Sexual violence almost always happens in private, and it’s marbled so tightly with the most intimate and mundane parts of our lives that it’s hard to measure. Even harder to measure is the number of people who would have perpetrated abuse but didn’t.
 
This question stayed with   me for a couple years. Can we as advocates and activists do something to change to course of abuse? A couple years later, while teaching an IMPACT Women’s Self-Defense class, I got my answer.
 
I began the class the way I usually did, by asking people to share anything that had come up since the previous class. One student, a mother, shared a story about a family event she’d attended.
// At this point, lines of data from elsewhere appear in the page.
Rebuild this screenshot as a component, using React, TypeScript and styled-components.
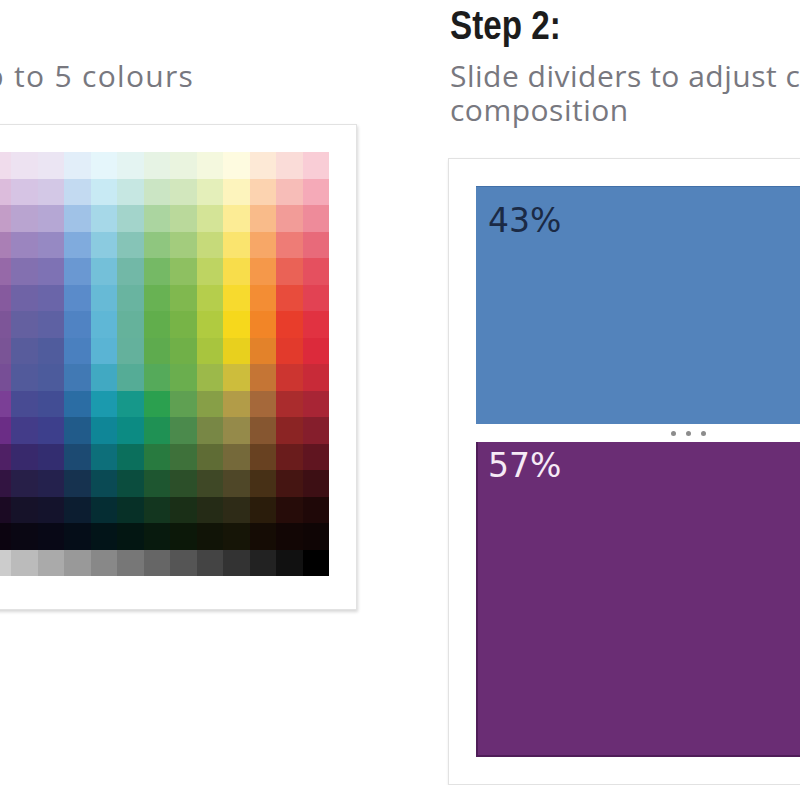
import React from "react";
import styled, { createGlobalStyle } from "styled-components";

const GlobalStyle = createGlobalStyle`
  html, body {
    margin: 0;
    padding: 0;
    background: #ffffff;
  }
  body {
    overflow: hidden;
    font-family: "Open Sans", "Noto Sans", sans-serif;
  }
`;

// one entry per column, top (lightest) row first; the grey row is added below
const COLUMNS: string[][] = [
  ["#fbe0ee", "#f6c2dc", "#ef9fc6", "#e87db1", "#e060a0", "#d94c93", "#d3408b", "#c93a85", "#b8347a", "#9e2c6a", "#84245a", "#661b46", "#461230", "#280a1b", "#13050d"],
  ["#f5ddf0", "#eabfe3", "#db9bd1", "#cc7bc0", "#bf62b2", "#b453a8", "#ab48a1", "#a2439a", "#923d8d", "#7e357a", "#692c66", "#51214f", "#381737", "#200c1f", "#10060f"],
  ["#f0ddf0", "#e0bfe1", "#cb9dcd", "#b67fbb", "#a468ad", "#9659a3", "#8c509c", "#844c97", "#7b4591", "#6e3a86", "#5d2e74", "#47225a", "#30173d", "#1b0c22", "#0d0611"],
  ["#f0dcec", "#dcbcdc", "#c39dc7", "#aa7fb5", "#9669a8", "#865a9e", "#7d5598", "#7a5496", "#774e96", "#7b3f96", "#6b2d86", "#4f2065", "#321441", "#1b0a23", "#0c0410"],
  ["#ede2f1", "#d6c4e4", "#b9a4d0", "#9b85bf", "#8370b0", "#6f63a6", "#6460a0", "#585c9c", "#525a9b", "#484b93", "#433c89", "#38296c", "#271f48", "#161229", "#0a0713"],
  ["#ebe5f3", "#d3c8e6", "#b5a7d4", "#9689c3", "#7e72b4", "#6a65a9", "#5e61a3", "#505c9d", "#4c5b9c", "#424d94", "#3d3f8c", "#332d70", "#24214d", "#14132c", "#080816"],
  ["#e2eef9", "#c3daf1", "#a0c2e7", "#80abdd", "#6a98d2", "#5a8bca", "#5083c3", "#4a80bf", "#4179b4", "#2b6da4", "#215b8a", "#1c4a72", "#16324f", "#0c1d30", "#050d18"],
  ["#e5f6fb", "#c8eaf4", "#a6d8e8", "#8bcbe0", "#74c0d9", "#67bad6", "#5fb7d6", "#5ab4d4", "#41a9c2", "#1b9aae", "#0f8697", "#0d6f7a", "#0a4a54", "#052d33", "#021418"],
  ["#e4f4f2", "#c6e7e2", "#a3d4cb", "#86c4b7", "#72b8a7", "#69b4a0", "#65b29b", "#64b19c", "#55ac96", "#16988a", "#0c8b83", "#0b6f5c", "#0b4d3e", "#073027", "#031612"],
  ["#e6f3e4", "#cbe5c4", "#abd5a0", "#8fc67f", "#75b965", "#68b253", "#61ae4c", "#5eab4e", "#55aa5a", "#2ba04f", "#1f9154", "#287a3f", "#1e5630", "#13361f", "#081a0e"],
  ["#eaf4df", "#d2e7bd", "#bad99b", "#a3cc7d", "#8ec061", "#80b84f", "#77b447", "#70b048", "#6aae4e", "#5fa052", "#4b8a4c", "#3e713a", "#2c4f29", "#1a2f17", "#0c1809"],
  ["#f4f8de", "#e4efba", "#d4e497", "#c6da7a", "#bed462", "#b5ce4c", "#b0cb40", "#a8c53e", "#9cb94a", "#879f47", "#788745", "#5f6c35", "#3f4826", "#252b16", "#111407"],
  ["#fefbe0", "#fdf4bd", "#fcec95", "#fae46e", "#f8dd4b", "#f7da2e", "#f6d81c", "#e8d01e", "#cdbd3c", "#b29c48", "#958a4a", "#75693a", "#4f4728", "#2e2b17", "#161507"],
  ["#fde9d6", "#fcd3b0", "#f9bb8a", "#f7a767", "#f5984a", "#f38d34", "#f28527", "#e3822a", "#c57535", "#a5683a", "#865630", "#684121", "#473016", "#2a1c0b", "#150c05"],
  ["#fadcd8", "#f7bdb8", "#f29c98", "#ee7c76", "#ea6256", "#e84c3c", "#e83d2b", "#e23a2c", "#cc3530", "#aa2c2d", "#8b2424", "#6a1c1c", "#451512", "#260c09", "#120605"],
  ["#f9cdd6", "#f5aab8", "#ee8b9a", "#e86a7a", "#e5505f", "#e24253", "#e13241", "#dc2a3b", "#c82a38", "#a82535", "#851e2c", "#601520", "#3d0f14", "#1f0808", "#0f0505"],
];

const GREYS = COLUMNS.map((_, i) => {
  const v = Math.max(0, 255 - i * 17).toString(16).padStart(2, "0");
  return `#${v}${v}${v}`;
});

const ROWS: string[][] = [
  ...COLUMNS[0].map((_, r) => COLUMNS.map((col) => col[r])),
  GREYS,
];

const SEGMENTS = [
  { label: "43%", share: 0.43, color: "#5383bb", text: "#1b2a45", edge: "inset 0 1px 0 #4270a8", top: 18 },
  { label: "57%", share: 0.57, color: "#6a2d74", text: "#f6eaf6", edge: "inset 2px -2px 0 #4f1d58", top: 7 },
];

const SEGMENT_SPACE = 553;

const Page = styled.div`
  display: flex;
  align-items: flex-start;
  gap: 91px;
  margin-left: -123px;
  width: 1200px;
`;

const Step = styled.section`
  flex: none;
  width: 480px;
  display: flex;
  flex-direction: column;
`;

const StepTitle = styled.h2`
  margin: 1px 0 0 2px;
  font-family: "Liberation Sans", Arial, sans-serif;
  font-weight: 700;
  font-size: 40px;
  line-height: 48px;
  color: #1c1c1c;
  transform: scaleX(0.83);
  transform-origin: left center;
`;

const StepText = styled.p<{ $shift?: number; $spacing?: number }>`
  margin: 10px 0 0 ${(p) => 2 + (p.$shift ?? 0)}px;
  font-size: 30px;
  line-height: 34px;
  letter-spacing: ${(p) => p.$spacing ?? 0.5}px;
  color: #78787f;
`;

const Card = styled.div<{ $bottom: number }>`
  box-sizing: border-box;
  width: 480px;
  margin-top: 31px;
  padding: 27px 27px ${(p) => p.$bottom}px;
  background: #ffffff;
  border: 1px solid #e2e2e2;
  box-shadow: 1px 2px 3px rgba(0, 0, 0, 0.16);
`;

const Swatches = styled.div`
  display: grid;
  grid-template-columns: repeat(16, 26.5px);
  grid-auto-rows: 26.5px;
`;

const Swatch = styled.div<{ $color: string }>`
  background: ${(p) => p.$color};
`;

const Bars = styled.div`
  display: flex;
  flex-direction: column;
`;

const Segment = styled.div<{ $color: string; $text: string; $edge: string; $top: number }>`
  box-sizing: border-box;
  padding: ${(p) => p.$top}px 12px 0;
  background: ${(p) => p.$color};
  color: ${(p) => p.$text};
  box-shadow: ${(p) => p.$edge};
  font-family: "DejaVu Sans", Verdana, sans-serif;
  font-size: 33px;
  line-height: 33px;
`;

const Divider = styled.div`
  height: 18px;
  display: flex;
  align-items: center;
  justify-content: center;
  gap: 10px;
`;

const Dot = styled.span`
  width: 5px;
  height: 5px;
  border-radius: 50%;
  background: #8c8c8c;
`;

export default function App() {
  return (
    <>
      <GlobalStyle />
      <Page>
        <Step>
          <StepTitle>Step 1:</StepTitle>
          <StepText $shift={-13} $spacing={1.3}>
            Select up to 5 colours
          </StepText>
          <Card $bottom={33}>
            <Swatches>
              {ROWS.map((row, r) =>
                row.map((c, i) => <Swatch key={`${r}-${i}`} $color={c} />)
              )}
            </Swatches>
          </Card>
        </Step>
        <Step>
          <StepTitle>Step 2:</StepTitle>
          <StepText>Slide dividers to adjust colour composition</StepText>
          <Card $bottom={27}>
            <Bars>
              {SEGMENTS.map((s, i) => (
                <React.Fragment key={s.label}>
                  {i > 0 && (
                    <Divider>
                      <Dot />
                      <Dot />
                      <Dot />
                    </Divider>
                  )}
                  <Segment
                    $color={s.color}
                    $text={s.text}
                    $edge={s.edge}
                    $top={s.top}
                    style={{ height: Math.round(SEGMENT_SPACE * s.share) }}
                  >
                    {s.label}
                  </Segment>
                </React.Fragment>
              ))}
            </Bars>
          </Card>
        </Step>
      </Page>
    </>
  );
}
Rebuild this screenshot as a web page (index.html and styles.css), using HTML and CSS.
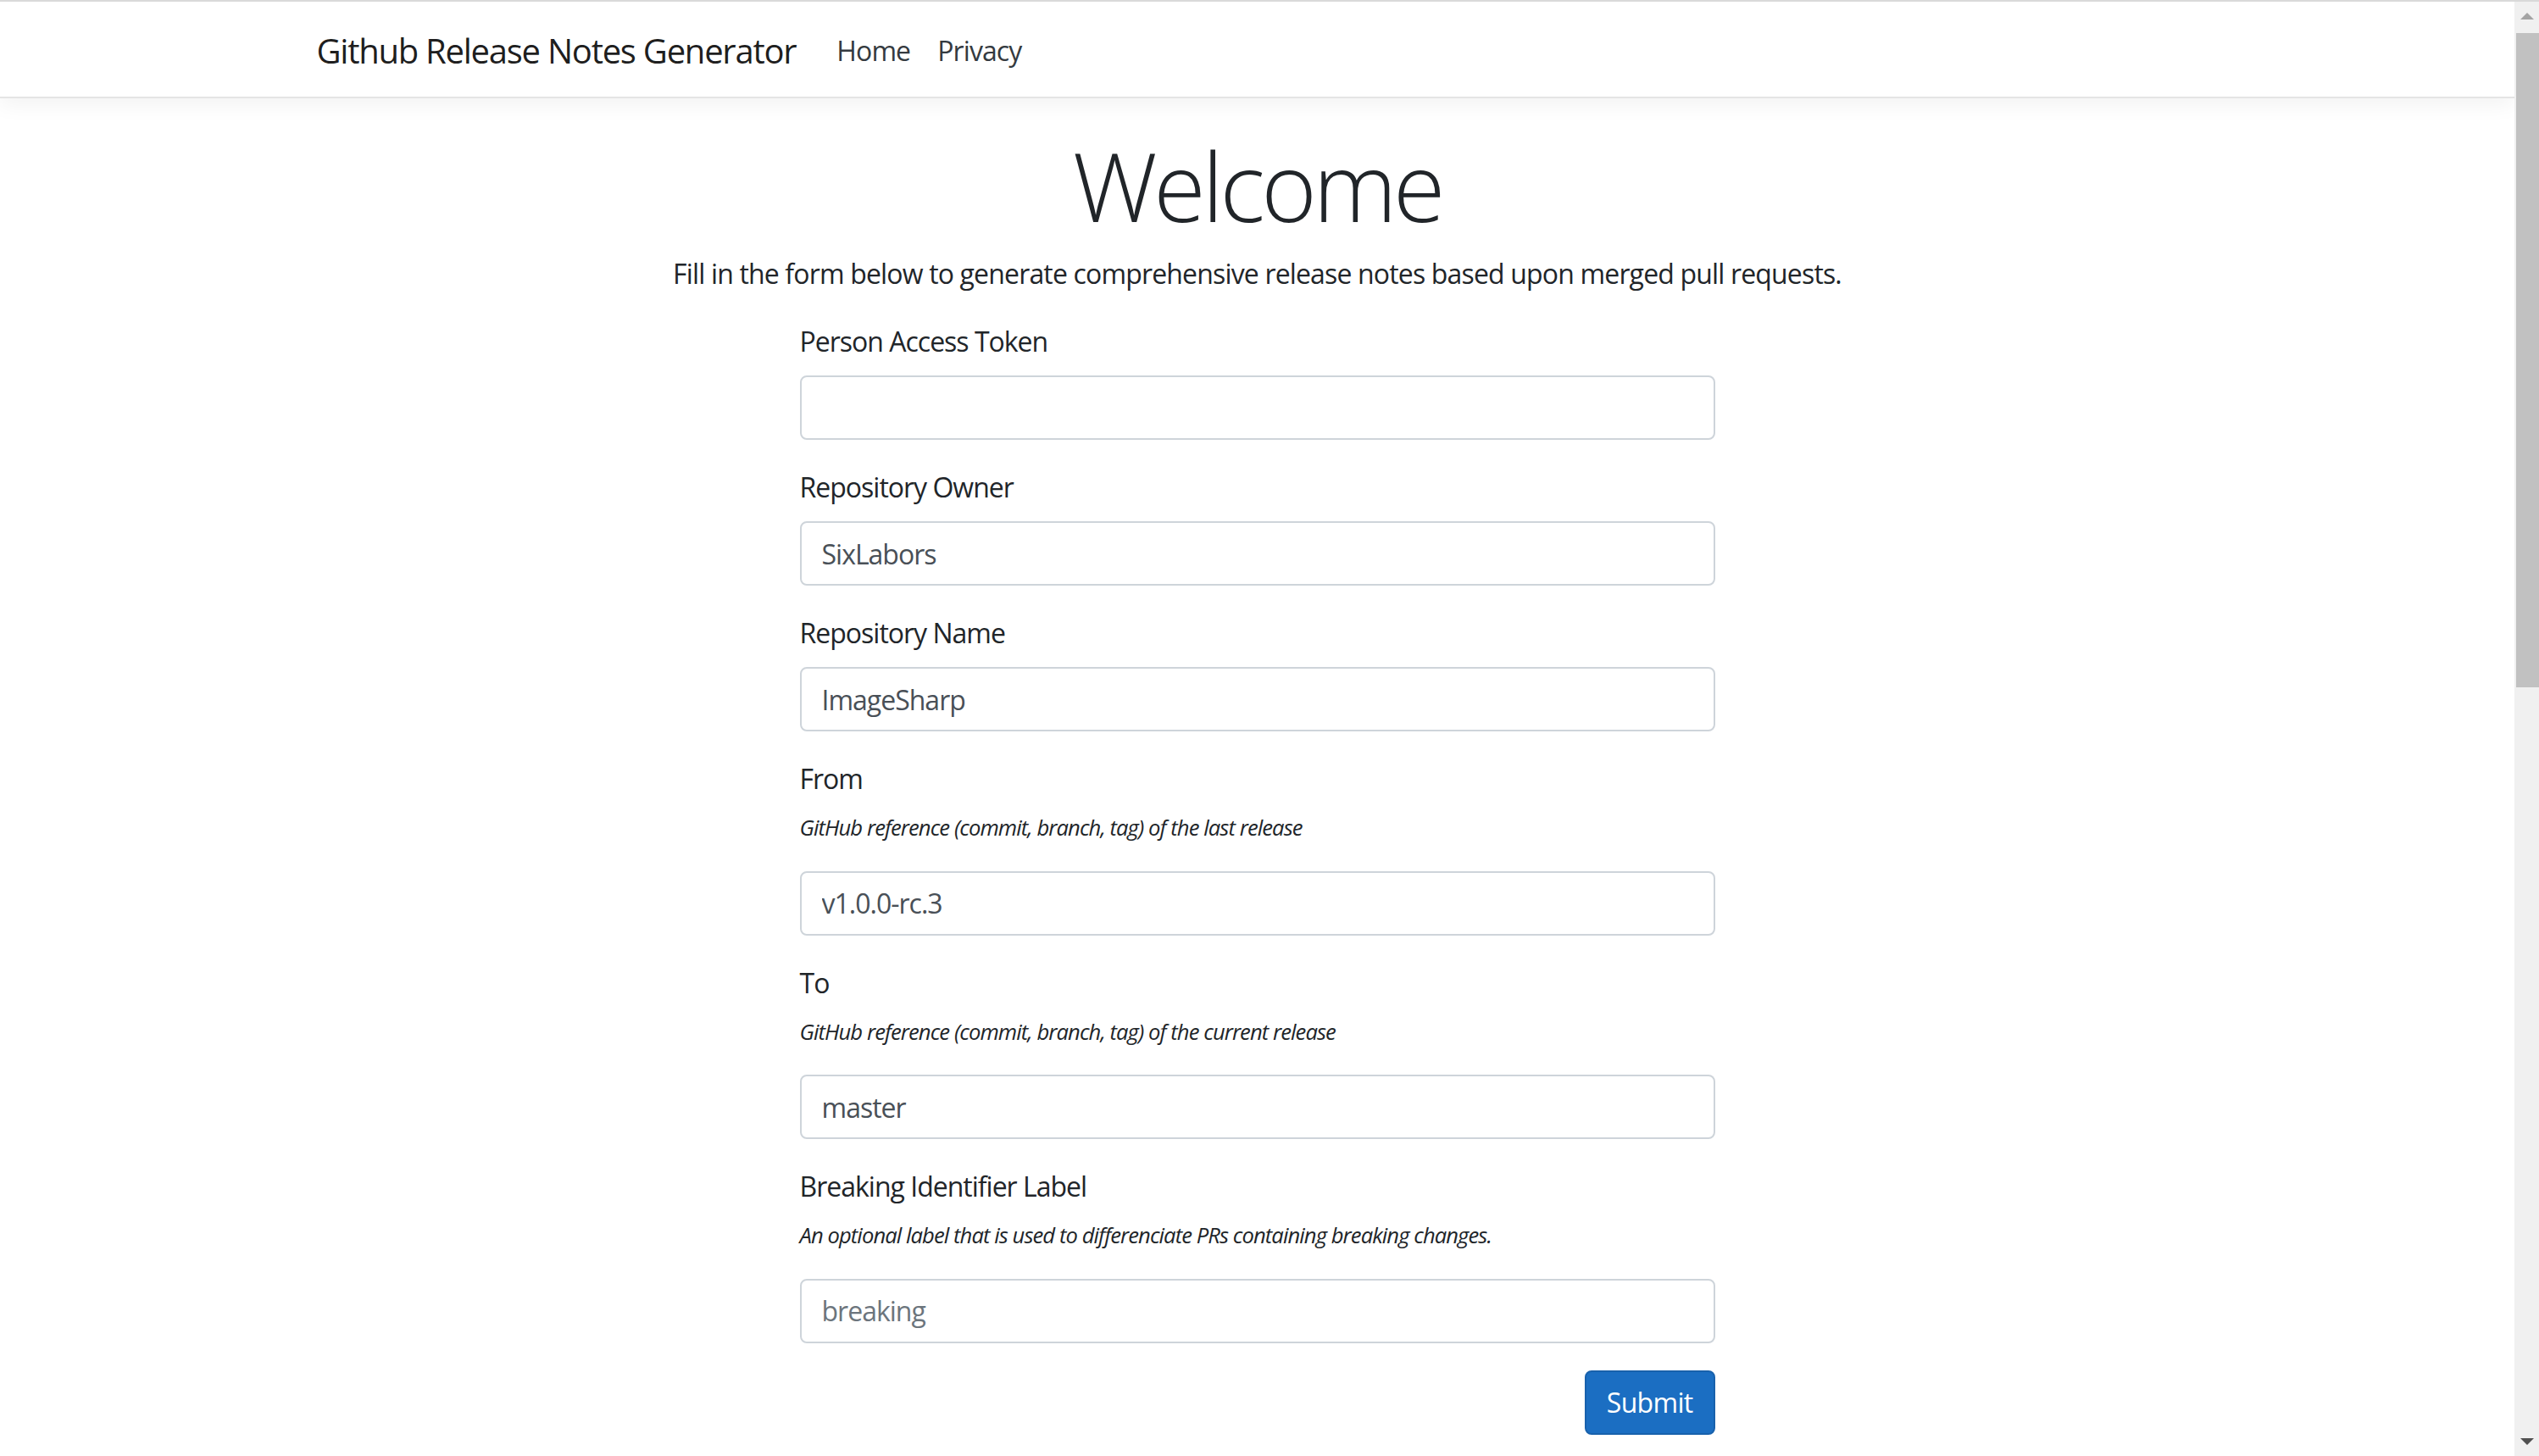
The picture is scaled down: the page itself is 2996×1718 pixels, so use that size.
FILE: index.html
```html
<!DOCTYPE html>
<html lang="en">
<head>
<meta charset="utf-8">
<title>Github Release Notes Generator</title>
<link rel="stylesheet" href="styles.css">
</head>
<body>
<div class="window">
  <div class="viewport">
    <header class="navbar">
      <div class="container nav-inner">
        <a class="brand" href="#">Github Release Notes Generator</a>
        <nav class="nav">
          <a class="nav-link" href="#">Home</a>
          <a class="nav-link" href="#">Privacy</a>
        </nav>
      </div>
    </header>
    <main class="container main">
      <div class="intro">
        <h1 class="display">Welcome</h1>
        <p class="lead">Fill in the form below to generate comprehensive release notes based upon merged pull requests.</p>
      </div>
      <form class="form">
        <div class="group">
          <label class="label" for="token">Person Access Token</label>
          <input class="control" id="token" type="text">
        </div>
        <div class="group">
          <label class="label" for="owner">Repository Owner</label>
          <input class="control" id="owner" type="text" value="SixLabors">
        </div>
        <div class="group">
          <label class="label" for="name">Repository Name</label>
          <input class="control" id="name" type="text" value="ImageSharp">
        </div>
        <div class="group">
          <label class="label" for="from">From</label>
          <p class="hint"><em>GitHub reference (commit, branch, tag) of the last release</em></p>
          <input class="control" id="from" type="text" value="v1.0.0-rc.3">
        </div>
        <div class="group">
          <label class="label" for="to">To</label>
          <p class="hint"><em>GitHub reference (commit, branch, tag) of the current release</em></p>
          <input class="control" id="to" type="text" value="master">
        </div>
        <div class="group">
          <label class="label" for="breaking">Breaking Identifier Label</label>
          <p class="hint"><em>An optional label that is used to differenciate PRs containing breaking changes.</em></p>
          <input class="control" id="breaking" type="text" placeholder="breaking">
        </div>
        <div class="actions">
          <button class="btn-primary" type="submit">Submit</button>
        </div>
      </form>
    </main>
  </div>
  <div class="scrollbar">
    <div class="sb-button"><span class="arrow-up"></span></div>
    <div class="sb-track">
      <div class="sb-thumb"></div>
    </div>
    <div class="sb-button"><span class="arrow-down"></span></div>
  </div>
</div>
</body>
</html>
```

FILE: styles.css
```css
* { box-sizing: border-box; }

html, body {
  margin: 0;
  height: 100%;
}

body {
  font-family: "Open Sans", "Noto Sans", sans-serif;
  font-size: 32px;
  line-height: 48px;
  color: #212529;
  background: #fff;
  overflow: hidden;
}

.window {
  display: flex;
  height: 100%;
  border-top: 2px solid #d9d9d9;
}

.viewport {
  flex: 1;
  min-width: 0;
  overflow: hidden;
}

.container {
  width: 100%;
  max-width: 2280px;
  margin: 0 auto;
  padding: 0 30px;
}

/* Navbar */
.navbar {
  background: #fff;
  border-bottom: 2px solid #e5e5e5;
  box-shadow: 0 8px 24px rgba(0, 0, 0, 0.05);
  padding: 16px 0;
  position: relative;
  z-index: 1;
}

.nav-inner {
  display: flex;
  align-items: center;
}

.brand {
  font-size: 40px;
  line-height: 60px;
  padding: 12px 0 8px;
  margin-right: 32px;
  color: rgba(0, 0, 0, 0.9);
  text-decoration: none;
  letter-spacing: -1.25px;
}

.nav {
  display: flex;
}

.nav-link {
  padding: 18px 16px 14px;
  color: #343a40;
  text-decoration: none;
  letter-spacing: -0.9px;
}

/* Main */
.main {
  padding-top: 33px;
  padding-bottom: 32px;
}

.intro {
  text-align: center;
}

.display {
  font-size: 112px;
  font-weight: 300;
  line-height: 128px;
  padding-top: 6px;
  margin: 0 0 16px;
  letter-spacing: -4.4px;
}

.lead {
  margin: 0 0 32px;
  letter-spacing: -0.84px;
}

.form {
  width: 1080px;
  margin: 0 auto;
}

.group {
  margin-bottom: 32px;
}

.label {
  display: block;
  margin-bottom: 16px;
  letter-spacing: -1px;
}

.hint {
  font-size: 25.6px;
  line-height: 36.5px;
  margin: 0 0 32px;
  letter-spacing: -0.92px;
}

.control {
  display: block;
  width: 100%;
  height: 76px;
  padding: 12px 24px;
  font-family: inherit;
  font-size: 32px;
  line-height: 48px;
  color: #495057;
  background: #fff;
  border: 2px solid #ced4da;
  border-radius: 8px;
  letter-spacing: -1px;
  outline: none;
}

.control::placeholder {
  color: #6c757d;
  opacity: 1;
}

.actions {
  display: flex;
  justify-content: flex-end;
}

.btn-primary {
  font-family: inherit;
  font-size: 32px;
  line-height: 48px;
  padding: 12px 24px;
  color: #fff;
  background: #1b6ec2;
  border: 2px solid #1861ac;
  border-radius: 8px;
  letter-spacing: -0.7px;
  cursor: pointer;
}

/* Scrollbar */
.scrollbar {
  width: 29px;
  flex: none;
  display: flex;
  flex-direction: column;
  background: #f0f0f0;
}

.sb-button {
  height: 34px;
  flex: none;
  display: flex;
  align-items: center;
  justify-content: center;
}

.sb-track {
  flex: 1;
  padding: 3px 0 0 2px;
}

.sb-thumb {
  height: 772px;
  background: #c1c1c1;
}

.arrow-up {
  width: 0;
  height: 0;
  border-left: 8px solid transparent;
  border-right: 8px solid transparent;
  border-bottom: 8px solid #a3a3a3;
}

.arrow-down {
  width: 0;
  height: 0;
  border-left: 8px solid transparent;
  border-right: 8px solid transparent;
  border-top: 8px solid #505050;
}
```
At a family gathering she found an acquaintance interacting with her young daughters in what she felt was a highly sexualized way. He tried to get them to go into the woods with him and encouraged them to ignore their parents’ rules. In response she was able to express her concerns to other family members she trusted and ensure that the girls were not left alone.
 
She later wrote me an email, a reflection on what happened that day:“What I learned from IMPACT is the importance of following my gut and not being afraid to say "NO!!!" or in this case, to say something quieter, but to LISTEN to my inner voice and to feel comfortable setting boundaries.   As a mother, I needed to feel comfortable being bolder to protect my kids and not worry so much if I offended anyone. IMPACT did that for me. The class did not make me more suspicious, just more aware. I will never know if he had harmful intentions, but I'm glad I didn't take a risk with my children's safety. I am so glad that I was aware and picked up on this early.” 
 
By trusting her gut, facing rather than ignoring the problem and acting this woman took what could have been a traumatic event in her daughters' lives and made it into a mostly unremarkable afternoon. This is what we do as bystanders.